Concerto Vivaldi
Northwest Dance Theatre
Portland Community College Sylvania, Portland, Oregon
Saturday, April 11, 2026 | 2pm

Before Snow White, there was a pause—not an intermission, but something quieter. A contemporary ballet set to Vivaldi, choreographed by Cameron Smith Purandare and staged and rehearsed by June Taylor-Dixon and Kim Schroeder, performed to live accompaniment by the Metropolitan Youth Symphony’s Hillsboro Camerata under Kevin A. Lefohn. No scenery, no narrative framing. Just fifteen minutes of movement against a pale blue field.
The dancers entered in flowing pink, the tone immediate and cohesive. One figure stood apart in grey—not dominant, but distinct. The contrast wasn’t dramatic. It was structural—a shift in weight, in attention.
The piece unfolded across four concertos, each carrying its own internal rhythm. In Concerto 2: Exploring, the stage belonged entirely to the women. The choreography softened into unison—lines and curves moving without interruption. There was no need for contrast here. The movement held on its own, sustained by timing and control.
Concerto 3: Engaging reintroduced variation, but Concerto 4: Reflecting settled the piece into something more deliberate.
It began with two dancers.
Close. Mirrored. Not performing to each other, but alongside—as if one movement had been split and set in parallel. One of the two dancers—later identified in the program as Snow White, paired with an attendant of the Queen—held the center of that opening duet, the role introduced not through story, but through reflection. For a moment, the scale of the stage disappeared.
Then the others entered.
Not abruptly, not as a reveal. The expansion felt earned. What began as a private exchange widened into a collective form, the earlier duet absorbed into the ensemble without losing its shape. The choreography didn’t escalate. It resolved.

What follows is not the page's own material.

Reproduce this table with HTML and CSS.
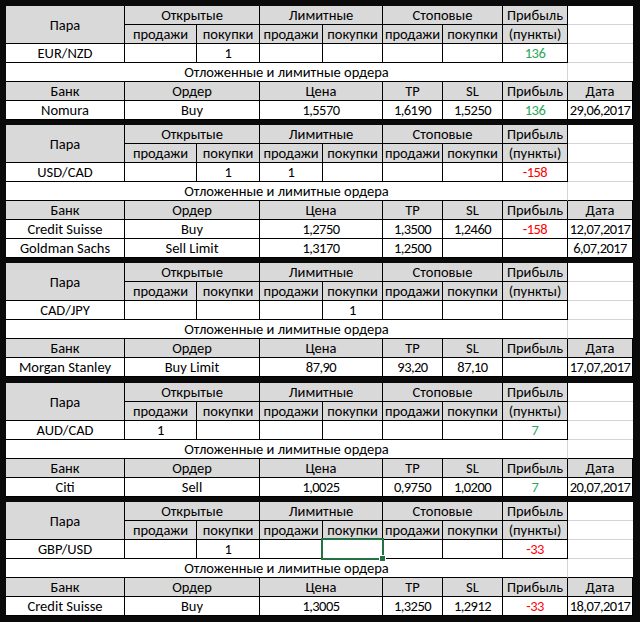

There was no set to guide interpretation, no narrative to follow. But the structure held: movement shifting between individual and group, contrast and continuity, until it settled into something quieter. Something complete.
By the time it ended, it had done its work.
Not as spectacle, but as calibration.
An opening that asked the audience to watch differently—to follow lines, spacing, repetition. To notice when movement aligns, and when it doesn’t. A preparation, not for story, but for attention itself.
And then, only after that, the forest.